Gambar 5. Suara narator menyampaikan bahwa sumber air bersih di desa ini sangat jauh dari perumahan penduduk (sumber: data primer).
Gambar 6. Menunjukkan betapa perempuan-perempuan desa harus berjalan jauh agar dapat mencapai sumber air bersih (sumber: data primer)

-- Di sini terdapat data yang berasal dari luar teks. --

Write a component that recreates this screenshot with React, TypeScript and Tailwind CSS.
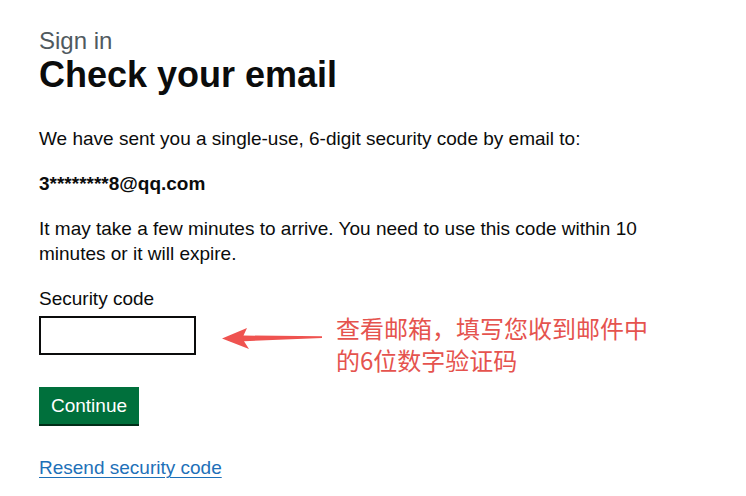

Gambar 7. Menunjukkan daerah pedesaan yang masih terbelakang, jauh dari fasilitas modern. (sumber: data primer) Kesan pertama yang akan kita rasakan setelah melihat gambar-gambar semacam itu hanya satu: rasa iba. Menurut Aristoteles pendekatan retorika semacam ini bisa digolongkan sebagai pendekatan yang menggunakan aspek pathos. Aspek pathos bisa digunakan dalam retorika jika komunikator ingin membangkitkan perasaan-perasaan atau emosi-emosi tertentu dalam diri khalayak retorika tersebut. Terdapat 12 jenis emosi yang menurut Aristoteles dapat
digunakan dalam sebuah proses retorika, yaitu: 1) anger (versus mildness); 2) love or friendship (versus hatred); 3) fear (versus confidence); 4) shame (versus shamelessness); 5) indignation (versus pity); dan 6) admiration (versus envy) (Griffin 1997:308-309). Kita terapkan aspek pathos tersebut ke dalam iklan CSR Aqua ini, maka hal pertama yang bisa kita rasakan adalah adanya upaya untuk membangkitka perasaan atau emosi belas kasihan atau pity. Digunakannya elemen pathos, perusahaan air minum kemasan Aqua berusaha mengajak khalayak yang menyaksikan iklan ini untuk ikut bersimpati kepada masyarakat NTT. Munculnya rasa simpati khalayak serta konsumen Aqua terhadap masyarakat NTT pada akhirnya akan membuat khalayak tersebut menilai bahwa apa yang dilakukan oleh perusahaan dengan program CSR-nya adalah sangat mulia dan dermawan. Penyajian informasi bahwa perusahaan telah berupaya untuk mengurangi penderitaan dan kesulitan hidup yang dirasakan masyarakat di desa terpencil dengan memberikan bantuan program pengadaan air bersih adalah sebuah retorika yang dengan sengaja dibangun untuk membuat khalayak luas tidak saja bersimpati terhadap masyarakat NTT tetapi juga bersimpati terhadap perusahaan air minum kemasan Aqua, sebagai pihak yang telah berbaik hati memberikan bantuan. Penggunaan Majas Comparison: Oposisi Biner antara Pihak Pemberi Bantuan & Pihak yang Dibantu Praktik retorika, tak jarang pihak komunikator menggunakan pembanding dalam retorikanya untuk menunjukkan kepada khalayak, perbedaan antara satu aspek dengan aspek lainnya, dengan penekanan pada nilai-nilai positif yang terdapat pada pesan/ ide yang disampaikan. Dalam iklan hal ini biasanya ditunjukkan dalam proses sebelum dan sesudah (before and after). Sebelum memakai produk, (before) biasanya tokoh dalam iklan akan digambarkan memiliki wajah yang tidak cantik, mengalami kesulitan, tidak percaya diri dan lain lain, sedangkan sesudah memakai produk (after), tokoh dalam iklan tersebut berubah menjadi cantik jelita, memperoleh solusi untuk masalah yang dihadapinya, dan percaya diri.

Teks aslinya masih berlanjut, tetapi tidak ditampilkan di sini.